At the rate things were going, I was bracing for topics even less defined than these, such as "Do Good Things," "Mean People Suck," "Don't Kick Puppies," and others equally resonant with sociopolitical profundity. Moreover, the public-speaking skills of some of the contestants left a lot to be desired. Some were eloquent, some were adequate, and some seemed to have about a 40-word active vocabulary and were struggling to recombine those 40 words in as many different sentence structures as possible. (I know, maybe they were nervous. Maybe they got a bit of stage fright. Maybe they should have picked a more multidimensional platform, too....God, I'd make a really evil judge, wouldn't I?)

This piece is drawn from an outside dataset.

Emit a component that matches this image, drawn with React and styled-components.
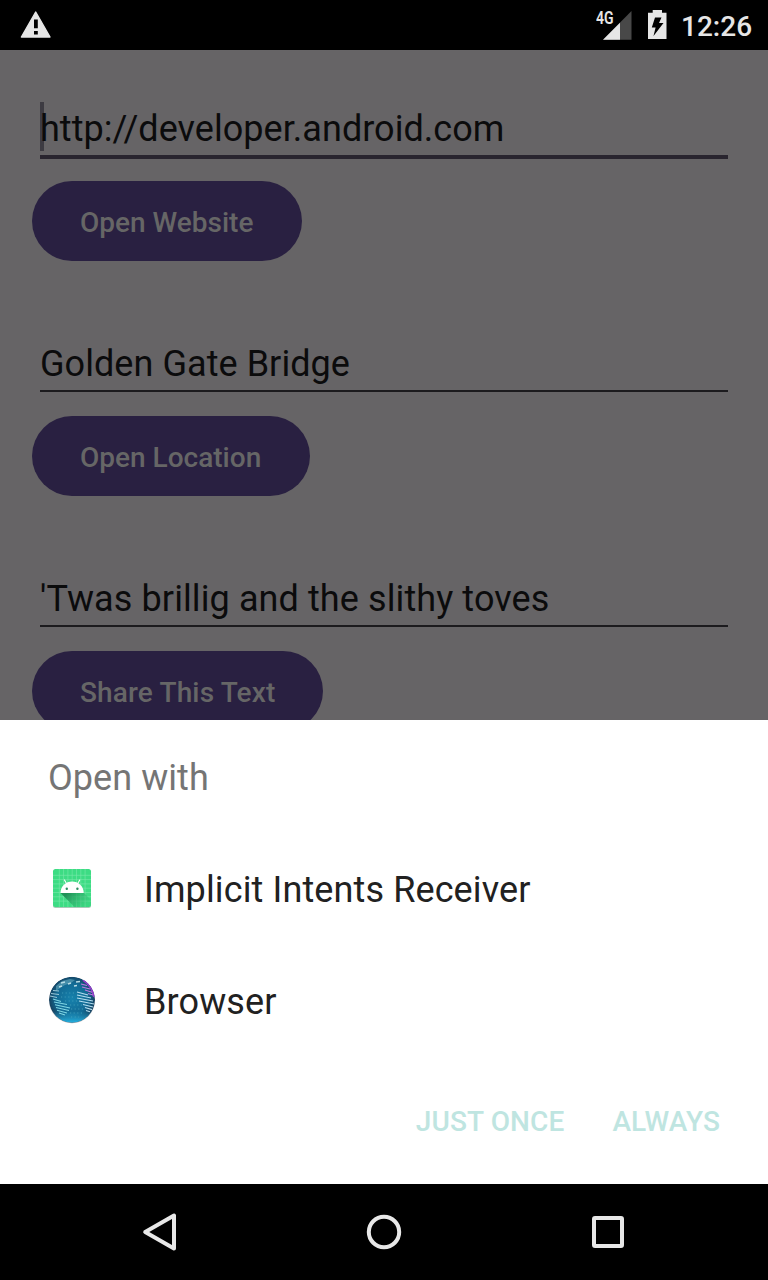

And, in short, that was how the evening went. Three-hours-plus of everyone saying what an honor it was to be here while looking daggers at each and every contestant around them. And as they announced the winners, I let out a sigh of relief that I wouldn't have to go through this again anytime soon....

...Oh, and the winner? Ashley, of course. She's never lost one of these things.

Now it's on to the state finals in a couple of months. Say a prayer for me, willya?